Saturday, 27 February 2010

Post Office Tower

I know it's called the BT Tower, but I prefer the original name! This was taken last Saturday while on my way to meet a friend, and is made up of 3 bracketed shots. They were combined and tone mapped in Photomatix Pro, then levels and curve adjustments done in CS3.

Saturday, 20 February 2010

Geffreye Museum

I popped into the Geffreye Museum last Monday - haven't been since primary school. If you enjoy having a nose around other people's houses, it's well worth a visit!

Posted via email from in5ers's posterous

Thursday, 18 February 2010

Horizontal Lines

Produce four examples of horizontal lines and avoid repeating the way in which a line appears.

These are the steps of a local church and this is my first attempt at capturing horizontal lines:

This exercise is proving more difficult than expected as I'm looking for patterns in the form of lines rather than actual lines.

Wednesday, 17 February 2010

Vertical Lines

This is my third image featuring vertical lines:
I used a Nikkor 50mm f/1.4D to give myself a bit of a challenge. I'm so used to zooming in and out at will, I wanted to see what it would be like using a prime lens. It felt a little strange at first, but the depth of field on this lens is amazing! I've chosen a focus point half-way up the line to take the eye right into the picture.

I looked around for some less obvious vertical lines, ie patterns rather than vertical structures, and found this:

I've included some of the grass at the base of the tree to give it context and I've darkened the background a little to make it less distracting. Now to find some horizonatal lines ....

Tuesday, 16 February 2010

The Photographer's Gallery

I took the opportunity to visit this gallery as it rained heavily and I was therefore prevented from taking any pictures. I wasn't terribly impressed by what I saw - nothing particularly inspiring and very repetitive!

Monday, 15 February 2010

"Points of View - Capturing the 19th Century in Photographs"

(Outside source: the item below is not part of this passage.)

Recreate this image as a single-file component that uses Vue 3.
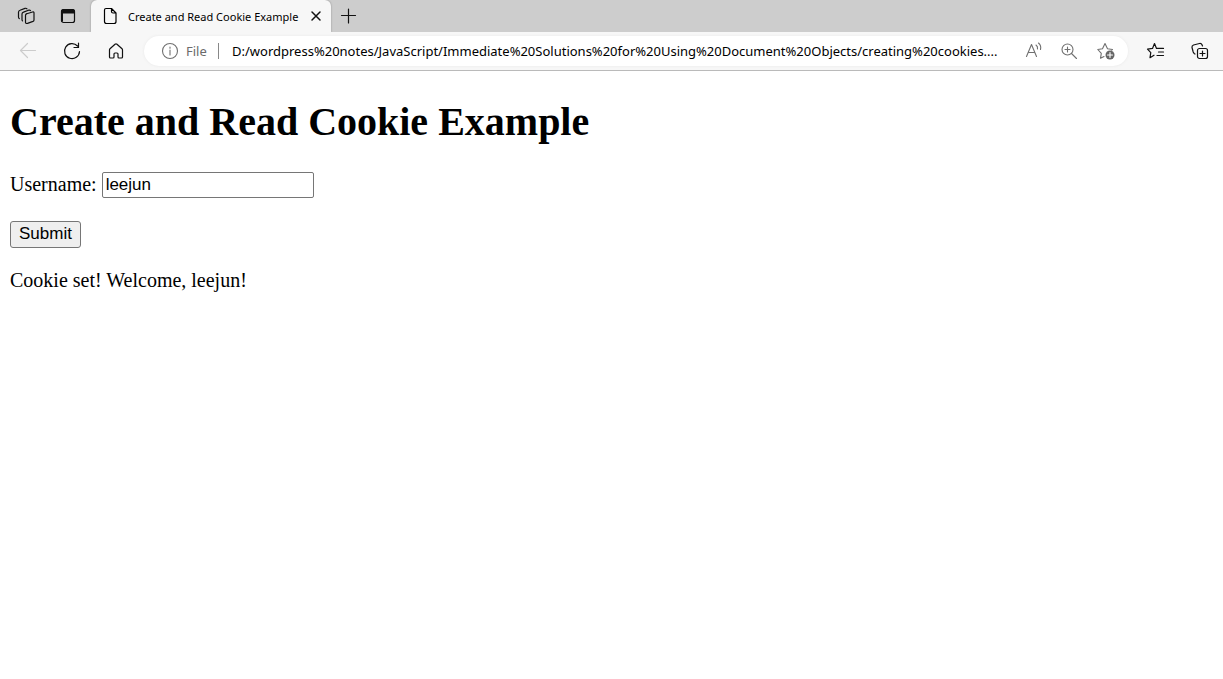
<script setup>
import { ref } from 'vue'

const title = 'Create and Read Cookie Example'
const address = ref(
  'D:/wordpress%20notes/JavaScript/Immediate%20Solutions%20for%20Using%20Document%20Objects/creating%20cookies....'
)
const username = ref('leejun')
const message = ref('Cookie set! Welcome, leejun!')

function submit() {
  message.value = `Cookie set! Welcome, ${username.value}!`
}
</script>

<template>
  <div class="browser">
    <header class="chrome">
      <div class="tabs">
        <button class="icon-button" aria-label="Workspaces">
          <svg class="icon" viewBox="-1 0 20 20">
            <path d="M9 8L15.500 6Q17 5.600 17 7v7q0 1-1 1.400l-5.500 2Q8.500 17.800 8.500 16.300V9.500Q8.500 8.300 9.500 7.900" />
            <path d="M5.500 14.800Q5 14.300 5 13.500V8Q5 6.600 6.500 6.100L11.500 4.200Q12.900 3.800 13.500 4.600" />
            <path d="M2.300 12.600Q1.500 12 1.500 11V6.200Q1.500 4.700 3 4.200L8 2.400Q9.300 2 10 2.800" />
          </svg>
        </button>
        <button class="icon-button" aria-label="Tab actions">
          <svg class="icon" viewBox="0 0 20 20">
            <rect x="3.500" y="3.500" width="13" height="13" rx="2" />
            <path class="solid" d="M3 5.500Q3 3 5.500 3h9Q17 3 17 5.500V7.500H5v8H3z" />
          </svg>
        </button>
        <div class="tab">
          <svg class="icon" viewBox="0 0 20 20">
            <path d="M4.500 4Q4.500 2.500 6 2.500h5.500l4.500 4.500v8.500q0 2-2 2h-7.500q-2 0-2-2z M11.500 2.500v3q0 1.500 1.500 1.500h3" />
          </svg>
          <span class="tab-title">{{ title }}</span>
          <button class="close" aria-label="Close tab">
            <svg class="icon-small" viewBox="0 0 12 12"><path class="bold" d="M2 2l8 8M10 2l-8 8" /></svg>
          </button>
        </div>
        <button class="new-tab" aria-label="New tab">
          <svg class="icon" viewBox="0 0 20 20"><path d="M10.500 3v14M3.500 9.500h14" /></svg>
        </button>
      </div>

      <div class="toolbar">
        <nav class="navigation">
          <button class="icon-button disabled" aria-label="Back" disabled>
            <svg class="icon" viewBox="0 0 20 20"><path d="M17.500 9.500H2.500M9.500 2.500l-7 7 7 7" /></svg>
          </button>
          <button class="icon-button" aria-label="Refresh">
            <svg class="icon" viewBox="0 0 20 20">
              <path d="M15.500 5A7.500 7.500 0 1 0 17.500 10.500M16.500 2v4.500h-4.500" />
            </svg>
          </button>
          <button class="icon-button" aria-label="Home">
            <svg class="icon" viewBox="0 0 20 20">
              <path d="M3.500 9Q3.500 8.200 4 7.700L9 3.200q1-.8 2 0l5 4.500q.5.500.5 1.300v7q0 1-1 1h-2.500q-1 0-1-1v-3q0-1-1-1h-2q-1 0-1 1v3q0 1-1 1H4.500q-1 0-1-1z" />
            </svg>
          </button>
        </nav>
        <div class="address-bar">
          <svg class="icon grey" viewBox="0 0 20 20">
            <circle cx="10" cy="10" r="7.500" /><path d="M10 9v5M10 6v1.300" />
          </svg>
          <span class="scheme">File</span>
          <input v-model="address" class="address" aria-label="Address" spellcheck="false" />
          <div class="address-actions">
            <button class="action" aria-label="Read aloud">
              <svg class="icon grey" viewBox="0 0 20 20">
                <path d="M2.500 15.500L7.500 3.500l5 12M4.500 11.500h6M12 4q2 1.500 1.500 4M14.500 2q3 2.500 2 6.500" />
              </svg>
            </button>
            <button class="action" aria-label="Zoom">
              <svg class="icon grey" viewBox="0 0 20 20">
                <circle cx="7.500" cy="8.500" r="5.500" /><path d="M11.500 12.500l5 5M5 8.500h5M7.500 6v5" />
              </svg>
            </button>
            <button class="action" aria-label="Add to favorites">
              <svg class="icon grey" viewBox="0 0 20 20">
                <path d="M8 15.500l-3.500 1.800.8-5L1.800 8.500l4.700-.8L9 2.500l2.500 5.200 5 .8-.8.700" />
                <circle class="disc" cx="14" cy="14" r="4.500" />
                <path class="plus" d="M14 11.500v5M11.500 14h5" />
              </svg>
            </button>
          </div>
        </div>
        <nav class="extras">
          <button class="icon-button" aria-label="Favorites">
            <svg class="icon" viewBox="0 0 20 20">
              <path d="M8 14.200l-4 2.500.8-5L1.500 8.200l5-.8L8.500 2.500l2 4.900h7M12.500 11h5M11 14.500h6.500" />
            </svg>
          </button>
          <button class="icon-button" aria-label="Collections">
            <svg class="icon" viewBox="0 0 20 20">
              <rect x="7.500" y="7.500" width="10" height="10" rx="2" />
              <path d="M12.500 10v5M10 12.500h5M5 13l-.5-.3Q3.500 12 3.200 11L2 6.500Q1.700 4.700 3.500 4L9.500 2.500q1.800-.3 2.500 1.200l.5 1.300" />
            </svg>
          </button>
        </nav>
      </div>
    </header>

    <main class="page">
      <h1>{{ title }}</h1>
      <form @submit.prevent="submit">
        <div class="field">
          <label for="username">Username:</label>
          <input id="username" v-model="username" type="text" />
        </div>
        <button class="submit" type="submit">Submit</button>
      </form>
      <p>{{ message }}</p>
    </main>
  </div>
</template>

<style>
body {
  background: #fff;
}
</style>

<style scoped>
.browser {
  color: #000;
}
.chrome {
  background: #f7f7f7;
  border-bottom: 1px solid #bababa;
  font-family: "Noto Sans", "Open Sans", sans-serif;
}
.chrome button {
  display: flex;
  align-items: center;
  justify-content: center;
  flex: none;
  padding: 0;
  border: 0;
  background: none;
  color: #111;
}
.icon {
  width: 20px;
  height: 20px;
  flex: none;
}
.icon-small {
  width: 12px;
  height: 12px;
}
svg {
  fill: none;
  stroke: currentColor;
  stroke-width: 1.2;
  stroke-linecap: round;
  stroke-linejoin: round;
}
.solid {
  fill: currentColor;
  stroke: none;
}
.bold {
  stroke-width: 1.5;
}
.tabs {
  display: flex;
  align-items: center;
  height: 32px;
  padding-left: 5px;
  background: #cdcdcd;
}
.chrome .icon-button {
  width: 44px;
  height: 32px;
}
.tabs .icon-button {
  width: 42px;
}
.tab {
  display: flex;
  align-items: center;
  gap: 8px;
  width: 240px;
  height: 32px;
  margin-left: 2px;
  padding: 0 9px;
  box-sizing: border-box;
  border-radius: 6px 6px 0 0;
  background: #f7f7f7;
  box-shadow: 0 0 2px #888;
  clip-path: inset(0 -3px);
}
.tab-title {
  flex: 1;
  min-width: 0;
  font-size: 11px;
  white-space: nowrap;
}
.chrome .close {
  width: 12px;
  height: 20px;
}
.chrome .new-tab {
  width: 34px;
  height: 32px;
}
.toolbar {
  display: flex;
  align-items: center;
  height: 38px;
  padding: 0 1px 0 6px;
}
.navigation,
.extras {
  display: flex;
}
.chrome .disabled {
  color: #ccc;
}
.address-bar {
  display: flex;
  align-items: center;
  flex: 1;
  min-width: 0;
  height: 30px;
  margin-left: 6px;
  padding: 0 12px 0 16px;
  box-sizing: border-box;
  border-radius: 15px;
  background: #fff;
  box-shadow: 0 0 3px #e8e8e8;
}
.address-bar .grey {
  color: #707070;
  stroke-width: 1.1;
}
.address-bar .disc {
  fill: #666;
  stroke: none;
}
.address-bar .plus {
  stroke: #fff;
}
.scheme {
  width: 26px;
  margin-left: 6px;
  padding-right: 6px;
  border-right: 1px solid #888;
  color: #6b6b6b;
  font-size: 13px;
  line-height: 16px;
}
.address {
  flex: 1;
  min-width: 0;
  margin-left: 13px;
  padding: 0;
  border: 0;
  outline: 0;
  background: none;
  color: #000;
  font: 13px/20px "Noto Sans", "Open Sans", sans-serif;
}
.address-actions {
  display: flex;
  gap: 16px;
  margin-left: 14px;
}
.extras {
  margin-left: 6px;
}
.page {
  padding: 27px 10px;
  font-family: "Liberation Serif", serif;
  font-size: 20px;
  line-height: 24px;
}
h1 {
  margin: 0;
  font-size: 40px;
  line-height: 48px;
}
.field {
  display: flex;
  align-items: flex-start;
  gap: 5px;
  margin-top: 26px;
}
#username {
  width: 212px;
  height: 26px;
  box-sizing: border-box;
  padding: 1px 3px;
  border: 1px solid #767676;
  border-radius: 2px;
  background: #fff;
  color: #000;
  font: 17px "Liberation Sans", Arial, sans-serif;
}
.submit {
  height: 27px;
  margin-top: 23px;
  padding: 0 8px 2px;
  border: 1px solid #767676;
  border-radius: 3px;
  background: #efefef;
  color: #000;
  font: 17px "Liberation Sans", Arial, sans-serif;
}
p {
  margin: 20px 0 0;
}
</style>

This exhibition at the British Library opened on 30 October 2009 'til 7 March 2010, and was on my list of things to do, so I thought I'd better do it!
It starts with the obvious - the invention of photography and the various methods developed for capturing images. There are a couple of videos showing how labour intensive this all was. It then moves on to show how photography was used throughout the 19th century:

  • To record the growing interest in ancient civilisations, and there are some fantastic shots of Egypt, India and Burma
  • Anthropology, to record medical specimens and compare ethnic groups for research and teaching
  • Potraiture - this was primarily wealthier households who began to compile family albums
  • Panoramic imagery - fairly crude but impressive nonetheless
  • Muybridge sequences which were hailed as the precursor to the moving image
  • War and its aftermath, eg the Crimean
  • Urban renewal eg the construction of the Crystal Palace
The final section is callled 'photography for all' and illustrates the impact that Kodak had on making photography more accessible to the masses.

What have I learned?
I noticed that there were no examples of photography purely for art's sake, so I suppose that back in the 19th photography was more purposeful. Possibly due to the time and costs involved in producing each image?

Saturday, 13 February 2010


I've been experimenting with infrared self-portraits, and after 3 days of trying, I got a shot that I'm reasonably happy with, although it's a bit softer than I'd like:

I've uploaded it to the profile page of my website, which will be launched tomorrow. I generally don't take portraits, so I wasn't terribly confident at processing this one. I applied some dodging to the whites of the eyes, added Nik's tonal contrast filter with the exclusion blending mode (after experimenting with a few others) and this is what I ended up with!

Elements of Design

Produce four examples of vertical lines and avoid repeating the way in which a line appears.

I've finally made a start on part 2 of my photography course (5 parts in total). I went to Spitalfields Market and found 2 examples of vertical lines. The first shot I took was of some pillars:

The second image is a close-up of a wooden bench situated nearby:

I saw lots of examples of horizontal and vertical lines, but they were all buildings. Once again, I'm having to think way outside the box to avoid repetition. I have decided to shot this entire exercise in infrared to prevent colour from being the main focal point. I'm hoping that this approach will make the lines more evident.